We can now understand why the bringing of the olive oil to light the Menorah in the Beis HaMikdash can be associated with Elijah and Daniel.


The source of Galus-exile is spiritual poverty. Spiritual poverty begins with a lack of understanding, consistent with the Talmudic expression “there is no poverty except intellectual poverty.” This refers specifically to one who may be a secular genius but who has a hard time focusing on and comprehending G-d’s transcendence, His oneness, His presence in this world and His relationship with us.

Indeed, we can be considered poor even if we are steeped in the study and knowledge of Torah but cannot relate to the spiritual and mystical ideas of the Divine.
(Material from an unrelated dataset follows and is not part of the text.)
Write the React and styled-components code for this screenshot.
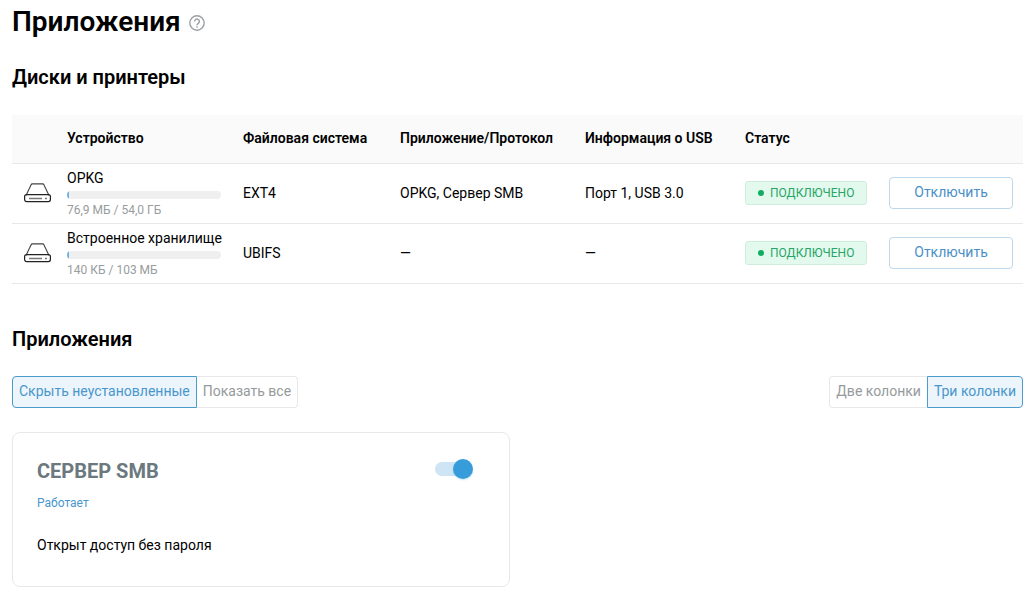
import React, { useState } from "react";
import styled, { createGlobalStyle } from "styled-components";

const GlobalStyle = createGlobalStyle`
  *, *::before, *::after { box-sizing: border-box; }
  body {
    margin: 0;
    background: #fff;
    color: #000;
    font: 400 14px/20px Roboto, "Noto Sans", sans-serif;
  }
  button { font: inherit; cursor: pointer; }
`;

const Page = styled.main`
  padding: 4px 12px 8px;
`;

const TitleBar = styled.header`
  display: flex;
  align-items: center;
  gap: 8px;
`;

const PageTitle = styled.h1`
  margin: 0;
  font-size: 28px;
  line-height: 36px;
  font-weight: 600;
`;

const HelpButton = styled.button`
  display: flex;
  padding: 0;
  border: 0;
  background: none;
  color: #9ba1a3;
  margin-top: 2px;
`;

const SectionTitle = styled.h2`
  margin: 0;
  padding: 24px 0;
  font-size: 20px;
  line-height: 26px;
  font-weight: 600;
`;

const DeviceTable = styled.table`
  width: 100%;
  table-layout: fixed;
  border-collapse: separate;
  border-spacing: 0;
  margin: 1px 0 18px;
`;

const Column = styled.col`
  width: ${(p) => p.$width}px;
`;

const HeadCell = styled.th`
  height: 49px;
  padding: 0 0 2px;
  background: #fafafa;
  border-bottom: 1px solid #e8e8e8;
  font-weight: 600;
  text-align: left;
  white-space: nowrap;
`;

const Cell = styled.td`
  height: 60px;
  padding: 0 0 2px ${(p) => (p.$inset ? 12 : 0)}px;
  border-bottom: 1px solid #e8e8e8;
  white-space: nowrap;
`;

const DriveSvg = styled.svg`
  display: block;
`;

const Device = styled.div`
  display: flex;
  flex-direction: column;
  width: 154px;
`;

const DeviceName = styled.span`
  line-height: 20px;
`;

const UsageBar = styled.div`
  height: 8px;
  margin: 3px 0;
  border-radius: 4px;
  background: #efefef;
  overflow: hidden;
`;

const UsageFill = styled.div`
  height: 100%;
  min-width: 2px;
  background: #6fb4e2;
`;

const UsageText = styled.span`
  font-size: 12px;
  line-height: 16px;
  color: #979c9e;
`;

const StatusBadge = styled.span`
  display: inline-flex;
  align-items: center;
  gap: 6px;
  height: 24px;
  padding: 0 12px;
  border: 1px solid #cdeedd;
  border-radius: 3px;
  background: #e4f9ee;
  color: #27a567;
  font-size: 12px;
  vertical-align: middle;
`;

const StatusDot = styled.span`
  width: 6px;
  height: 6px;
  border-radius: 50%;
  background: #10ad60;
`;

const OutlineButton = styled.button`
  display: block;
  width: 124px;
  height: 32px;
  padding: 0 0 2px;
  border: 1px solid #bcd8ea;
  border-radius: 4px;
  background: #fff;
  color: #4a90c8;
`;

const Toolbar = styled.div`
  display: flex;
  justify-content: space-between;
  margin-bottom: 24px;
`;

const Segments = styled.div`
  display: flex;
`;

const Segment = styled.button`
  height: 32px;
  padding: 0 6px 2px;
  border: 1px solid ${(p) => (p.$active ? "#4d9bcb" : "#e8e8e8")};
  background: ${(p) => (p.$active ? "#ebf5fb" : "#fff")};
  color: ${(p) => (p.$active ? "#4a96cc" : "#959a9c")};
  white-space: nowrap;

  &:first-child {
    border-radius: 4px 0 0 4px;
    ${(p) => !p.$active && "border-right: 0;"}
  }
  &:last-child {
    border-radius: 0 4px 4px 0;
    ${(p) => !p.$active && "border-left: 0;"}
  }
`;

const CardGrid = styled.div`
  display: grid;
  grid-template-columns: 1fr 1fr;
  gap: 16px;
`;

const Card = styled.article`
  padding: 24px;
  border: 1px solid #e8e8e8;
  border-radius: 8px;
`;

const CardHeader = styled.div`
  display: flex;
  align-items: center;
  justify-content: space-between;
  padding: 0 12px 0 0;
`;

const CardTitle = styled.h3`
  margin: 0;
  font-size: 20px;
  line-height: 28px;
  font-weight: 700;
  color: #6b787e;
`;

const Switch = styled.input`
  appearance: none;
  display: grid;
  align-items: center;
  width: 38px;
  height: 20px;
  margin: 0 0 4px;
  cursor: pointer;

  &::before,
  &::after {
    content: "";
    grid-area: 1 / 1;
  }
  &::before {
    width: 36px;
    height: 14px;
    border-radius: 7px;
    background: #e0e0e0;
  }
  &::after {
    width: 20px;
    height: 20px;
    border-radius: 50%;
    background: #b5b9bb;
    box-shadow: 0 1px 2px rgba(55, 157, 218, 0.25);
  }
  &:checked::before { background: #cde5f4; }
  &:checked::after {
    justify-self: end;
    background: #379dda;
  }
`;

const CardState = styled.p`
  margin: 10px 0 24px;
  font-size: 12px;
  line-height: 16px;
  color: #4a96cc;
`;

const CardText = styled.p`
  margin: 0 0 7px;
`;

function DriveIcon() {
  return (
    <DriveSvg width="28" height="20" viewBox="0 0 28 20" fill="none" aria-hidden="true">
      <path d="M2 12.5 7 2" stroke="#444" strokeWidth="1.1" />
      <path d="M20 2 25 12.5" stroke="#444" strokeWidth="1.1" />
      <path d="M7 2Q7.4.9 8.4.9h10.2q1 0 1.4 1.1" stroke="#444" strokeWidth="1.2" />
      <rect x=".6" y="11.6" width="25.8" height="7" rx="2" stroke="#222" strokeWidth="1.2" />
      <path d="M5 15.5h13M21 15.5h2" stroke="#777" strokeWidth="1.6" />
    </DriveSvg>
  );
}

function HelpIcon() {
  return (
    <svg width="16" height="16" viewBox="0 0 16 16" fill="none" stroke="currentColor" strokeWidth="1.4" aria-hidden="true">
      <circle cx="8" cy="8" r="7.2" />
      <path d="M5.6 6.4a2.4 2.4 0 1 1 3.7 2C8.5 9 8 9.3 8 10.3" />
      <path d="M8 11.2v1.5" />
    </svg>
  );
}

const columnWidths = [55, 176, 157, 185, 160, 144, 134];

const devices = [
  { name: "OPKG", used: 0.14, usage: "76,9 МБ / 54,0 ГБ", fs: "EXT4", app: "OPKG, Сервер SMB", usb: "Порт 1, USB 3.0" },
  { name: "Встроенное хранилище", used: 0.13, usage: "140 КБ / 103 МБ", fs: "UBIFS", app: "—", usb: "—" },
];

function SegmentedControl({ label, options, initial }) {
  const [selected, setSelected] = useState(initial);
  return (
    <Segments role="group" aria-label={label}>
      {options.map((option, i) => (
        <Segment key={option} type="button" $active={i === selected} aria-pressed={i === selected} onClick={() => setSelected(i)}>
          {option}
        </Segment>
      ))}
    </Segments>
  );
}

function DeviceRow({ device }) {
  return (
    <tr>
      <Cell $inset><DriveIcon /></Cell>
      <Cell>
        <Device>
          <DeviceName>{device.name}</DeviceName>
          <UsageBar><UsageFill style={{ width: `${device.used}%` }} /></UsageBar>
          <UsageText>{device.usage}</UsageText>
        </Device>
      </Cell>
      <Cell>{device.fs}</Cell>
      <Cell>{device.app}</Cell>
      <Cell>{device.usb}</Cell>
      <Cell><StatusBadge><StatusDot />ПОДКЛЮЧЕНО</StatusBadge></Cell>
      <Cell><OutlineButton type="button">Отключить</OutlineButton></Cell>
    </tr>
  );
}

export default function App() {
  const [enabled, setEnabled] = useState(true);
  return (
    <>
      <GlobalStyle />
      <Page>
        <TitleBar>
          <PageTitle>Приложения</PageTitle>
          <HelpButton type="button" aria-label="Справка"><HelpIcon /></HelpButton>
        </TitleBar>
        <SectionTitle>Диски и принтеры</SectionTitle>
        <DeviceTable>
          <colgroup>
            {columnWidths.map((width, i) => <Column key={i} $width={width} />)}
          </colgroup>
          <thead>
            <tr>
              <HeadCell />
              <HeadCell scope="col">Устройство</HeadCell>
              <HeadCell scope="col">Файловая система</HeadCell>
              <HeadCell scope="col">Приложение/Протокол</HeadCell>
              <HeadCell scope="col">Информация о USB</HeadCell>
              <HeadCell scope="col">Статус</HeadCell>
              <HeadCell />
            </tr>
          </thead>
          <tbody>
            {devices.map((device) => <DeviceRow key={device.name} device={device} />)}
          </tbody>
        </DeviceTable>
        <SectionTitle>Приложения</SectionTitle>
        <Toolbar>
          <SegmentedControl label="Фильтр приложений" options={["Скрыть неустановленные", "Показать все"]} initial={0} />
          <SegmentedControl label="Число колонок" options={["Две колонки", "Три колонки"]} initial={1} />
        </Toolbar>
        <CardGrid>
          <Card>
            <CardHeader>
              <CardTitle><label htmlFor="smb">СЕРВЕР SMB</label></CardTitle>
              <Switch id="smb" type="checkbox" role="switch" checked={enabled} onChange={(e) => setEnabled(e.target.checked)} />
            </CardHeader>
            <CardState>Работает</CardState>
            <CardText>Открыт доступ без пароля</CardText>
          </Card>
        </CardGrid>
      </Page>
    </>
  );
}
The Menorah in the Temple, kindled with olive oil, is the metaphor and the medium to bring true Divine enlightenment to the world.

Hence, the Midrash, referring to the opening verse of this parsha, which describes the olive oil and its use for lighting the Menorah, connects it to the two Messianic figures, Elijah and Daniel, because they are capable of enlightening us and removing us from our impoverished state.


Because of Galus conditions, we have neither the Beis HaMikdash nor its Menorah. But we do have Torah-sanctioned substitutes.

Whenever a woman lights her Shabbos candles, or whenever we kindle the lights of the Chanukah Menorah, we initiate the process of restoring Divine enlightenment and hasten the time when Elijah and Moshiach (a protégé of Daniel) will usher in the Messianic Age of perpetual light.

But we needn’t wait for Chanukah or even Shabbos. Whenever we study the mystical teachings of the Torah, likened to olive oil, we bring light and enlightenment to the world, removing the Galus poverty at once and for all time. This is especially true with respect to Chassidic literature, which has made the heretofore esoteric teachings of Torah accessible to the human mind.

These actions empower everyone, even those who are presently below the spiritual poverty line, to bring an end to Galus and usher in the time when the entire world will be illuminated with G-d’s undiminished, infinite light.